My 24-year-old son gave me a greeting card several months ago that reads “Stages of Quarantine: 1. Buy a Peloton. 2. Bake banana bread. 3. Become a Social Justice Attorney Fighting to Dismantle Systemic Racism.” This was early in the shutdown, and at the time the card was funny because I had already done the first two things. It hangs above my desk now because I still dream of doing that third thing.

Paul Basken


Jennifer Windsor will take up the role of acting vice-chancellor of Victoria University of Wellington from March 2022. Currently pro vice-chancellor of the Wellington Faculties of Humanities and Social Sciences and Education, she will act as vice-chancellor when the incumbent, Grant Guilford, retires and will hold the position until a permanent successor is appointed. “Professor Windsor is a very experienced leader who knows the university well,” said chancellor Neil Paviour-Smith. “She has built strong, inclusive relationships across the university, with council members and with external partners, and she is positive and optimistic about the university’s future.” International recruitment for a new vice-chancellor will begin in the new year.

Rhodes College has appointed Southern Methodist University law professor Jennifer M. Collins as its next president, with the Memphis institution billing her “an inspiring leader, beloved educator and committed proponent of the value of the liberal arts”. The appointment “is the happy result of a lengthy and thorough national search which drew interest and applications from an incredibly diverse pool of candidates from inside and outside higher education,” said chair of trustees Cary Fowler.

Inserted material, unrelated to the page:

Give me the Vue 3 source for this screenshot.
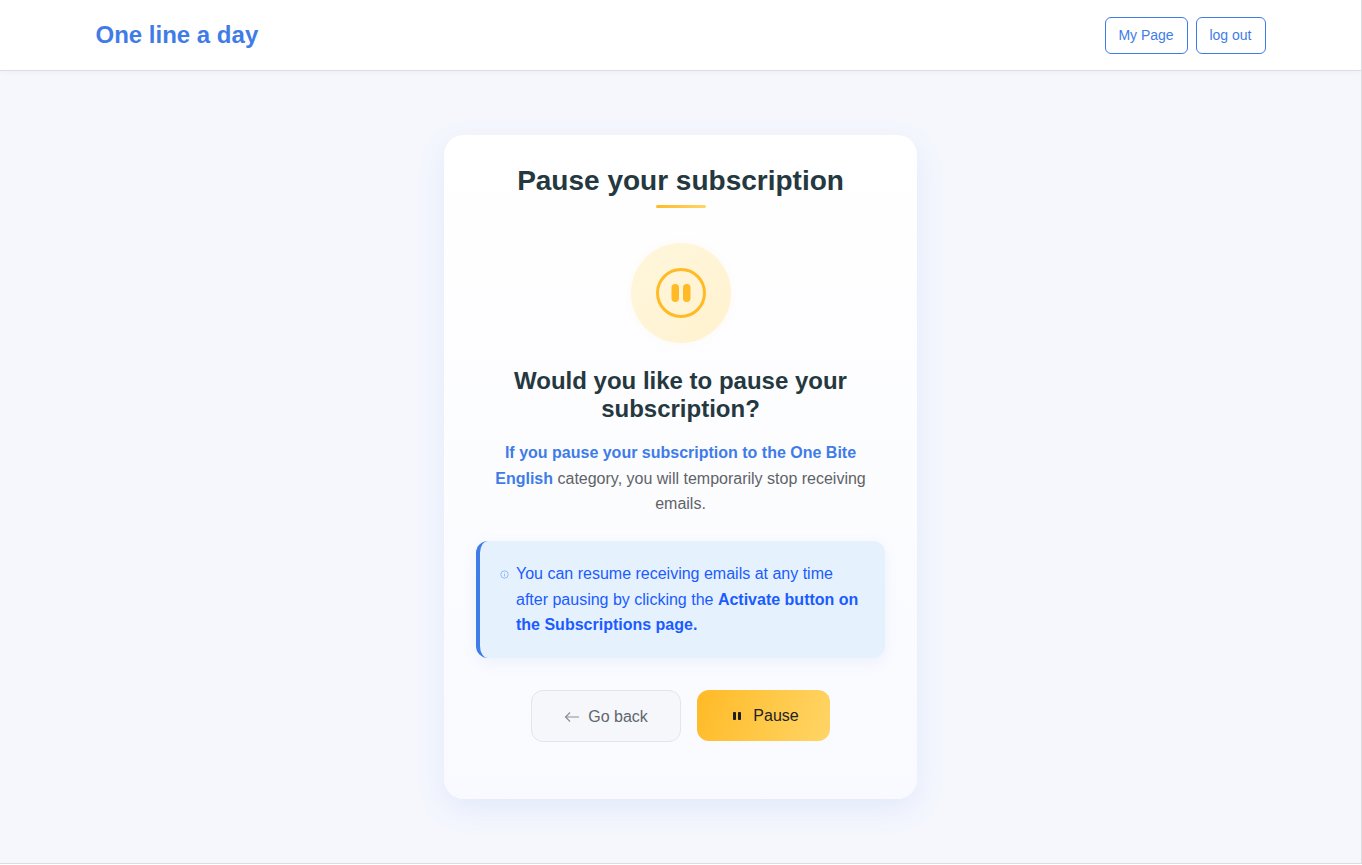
<script setup>
const title = "Pause your subscription";
</script>

<template>
  <div class="page">
    <header class="topbar">
      <div class="topbar-inner">
        <a class="logo">One line a day</a>
        <nav class="nav">
          <button class="nav-btn nav-mypage">My Page</button>
          <button class="nav-btn nav-logout">log out</button>
        </nav>
      </div>
    </header>

    <main class="main">
      <section class="card">
        <h1 class="title">{{ title }}</h1>
        <div class="title-line"></div>

        <div class="icon-circle">
          <svg width="50" height="50" viewBox="0 0 50 50" fill="none">
            <circle cx="25" cy="25" r="23.5" stroke="#ffba26" stroke-width="3" />
            <rect x="15.5" y="16" width="7.5" height="18" rx="3.7" fill="#ffba26" />
            <rect x="27" y="16" width="7.5" height="18" rx="3.7" fill="#ffba26" />
          </svg>
        </div>

        <h2 class="question">Would you like to pause your subscription?</h2>
        <p class="desc">
          <strong>If you pause your subscription to the One Bite English</strong>
          category, you will temporarily stop receiving emails.
        </p>

        <div class="notice">
          <svg class="notice-icon" width="9" height="9" viewBox="0 0 9 9" fill="none">
            <circle cx="4.5" cy="4.5" r="3.7" stroke="#8fb4f5" stroke-width="0.9" />
            <path d="M4.5 4v2.4M4.5 2.5v0.7" stroke="#8fb4f5" stroke-width="0.9" />
          </svg>
          <p class="notice-text">
            You can resume receiving emails at any time after pausing by clicking the
            <strong>Activate button on the Subscriptions page.</strong>
          </p>
        </div>

        <div class="actions">
          <button class="btn btn-back">
            <svg width="16" height="12" viewBox="0 0 16 12" fill="none">
              <path d="M15 6H1.5M6 1.5 1.5 6 6 10.5" stroke="#8a9098" stroke-width="1.2" />
            </svg>
            Go back
          </button>
          <button class="btn btn-pause">
            <svg width="10" height="10" viewBox="0 0 10 10">
              <rect x="1" y="1" width="3" height="8" rx="0.8" fill="#1f1f1f" />
              <rect x="6" y="1" width="3" height="8" rx="0.8" fill="#1f1f1f" />
            </svg>
            Pause
          </button>
        </div>
      </section>
    </main>
  </div>
</template>

<style>
html,
body {
  margin: 0;
  background: #fff;
}
</style>

<style scoped>
.page {
  box-sizing: border-box;
  width: 1362px;
  height: 864px;
  border-right: 1px solid #dcdde1;
  border-bottom: 1px solid #dcdde1;
  background: #f5f7fd;
  font-family: "Liberation Sans", Arial, sans-serif;
  display: flex;
  flex-direction: column;
  overflow: hidden;
}
.topbar {
  background: #fff;
  height: 71px;
  box-sizing: border-box;
  border-bottom: 1px solid #dcdde2;
  flex-shrink: 0;
  box-shadow: 0 2px 6px rgba(30, 40, 90, 0.03);
}
.topbar-inner {
  width: 1170px;
  margin: 0 auto;
  padding-top: 17px;
  display: flex;
  justify-content: space-between;
}
.logo {
  color: #3f7ce8;
  font-size: 24px;
  font-weight: 700;
  line-height: 36px;
}
.nav {
  display: flex;
  gap: 8px;
}
.nav-btn {
  height: 37px;
  padding: 0 0 2px;
  border: 1px solid #3f7ce8;
  border-radius: 6px;
  background: #fff;
  color: #3f7ce8;
  font-family: inherit;
  font-size: 14px;
}
.nav-mypage {
  width: 83px;
}
.nav-logout {
  width: 70px;
}
.main {
  flex: 1;
  display: flex;
  justify-content: center;
  padding-top: 64px;
}
.card {
  box-sizing: border-box;
  width: 473px;
  height: 664px;
  padding: 29px 32px 0;
  border-radius: 20px;
  background: linear-gradient(180deg, #ffffff 0%, #f9faff 100%);
  box-shadow: 0 10px 30px rgba(65, 121, 232, 0.1);
  display: flex;
  flex-direction: column;
  align-items: center;
}
.title {
  margin: 0;
  color: #253840;
  font-size: 28px;
  line-height: 34px;
  font-weight: 700;
}
.title-line {
  width: 50px;
  height: 3px;
  margin-top: 7px;
  border-radius: 2px;
  background: linear-gradient(90deg, #ffba26, #ffd566);
}
.icon-circle {
  width: 100px;
  height: 100px;
  margin-top: 35px;
  border-radius: 50%;
  background: linear-gradient(135deg, #fff6dc, #fff2cf);
  box-shadow: 0 0 10px rgba(255, 186, 38, 0.06);
  display: flex;
  align-items: center;
  justify-content: center;
}
.question {
  margin: 24px 0 0;
  width: 380px;
  color: #253840;
  font-size: 24px;
  line-height: 28px;
  font-weight: 700;
  text-align: center;
}
.desc {
  margin: 17px 0 0;
  width: 380px;
  color: #5f6368;
  font-size: 16px;
  line-height: 25.6px;
  text-align: center;
}
.desc strong {
  color: #3f7ce8;
}
.notice {
  box-sizing: border-box;
  width: 100%;
  margin-top: 24.2px;
  padding: 20px 24px 20px 20px;
  border-left: 4px solid #3f7ce8;
  border-radius: 12px;
  background: #e6f1fe;
  box-shadow: 0 4px 15px rgba(65, 121, 232, 0.08);
  display: flex;
  align-items: flex-start;
  gap: 7px;
}
.notice-icon {
  flex-shrink: 0;
  margin-top: 9px;
}
.notice-text {
  margin: 0;
  color: #1a5cff;
  font-size: 16px;
  line-height: 25.6px;
}
.actions {
  margin-top: 32px;
  display: flex;
  gap: 16px;
}
.btn {
  box-sizing: border-box;
  height: 52px;
  padding: 2px 0 0;
  border-radius: 12px;
  font-family: inherit;
  font-size: 16px;
  display: flex;
  align-items: center;
  justify-content: center;
  gap: 8px;
}
.btn-back {
  width: 150px;
  border: 1px solid #e3e5e9;
  background: #f6f7fa;
  color: #60666e;
}
.btn-pause {
  width: 133px;
  height: 51px;
  padding: 2px 0 0 4px;
  border: none;
  gap: 11px;
  background: linear-gradient(110deg, #ffba26, #ffd566);
  color: #222;
}
</style>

Professor Collins said: “Rhodes famously provides a rigorous and innovative liberal arts education in the heart of the city, all while emphasising an abiding commitment to service and the development of leaders of character and compassion.”

Swinburne University of Technology has announced three executive appointments: Chris Pilgrim as senior deputy vice-chancellor and chief academic officer; Sarah Maddison as deputy vice-chancellor, education, experience and employability; and Karen Hapgood as deputy vice-chancellor, research.

Plymouth College of Art has appointed artist, inventor and multidisciplinary researcher Thomas Duggan as a lecturer on its craft and material practices degree. With specialisms in biotechnology and advanced robotic fabrication, his career “has explored the intersections between craft, material science, architecture, design, robotics and sculpture”.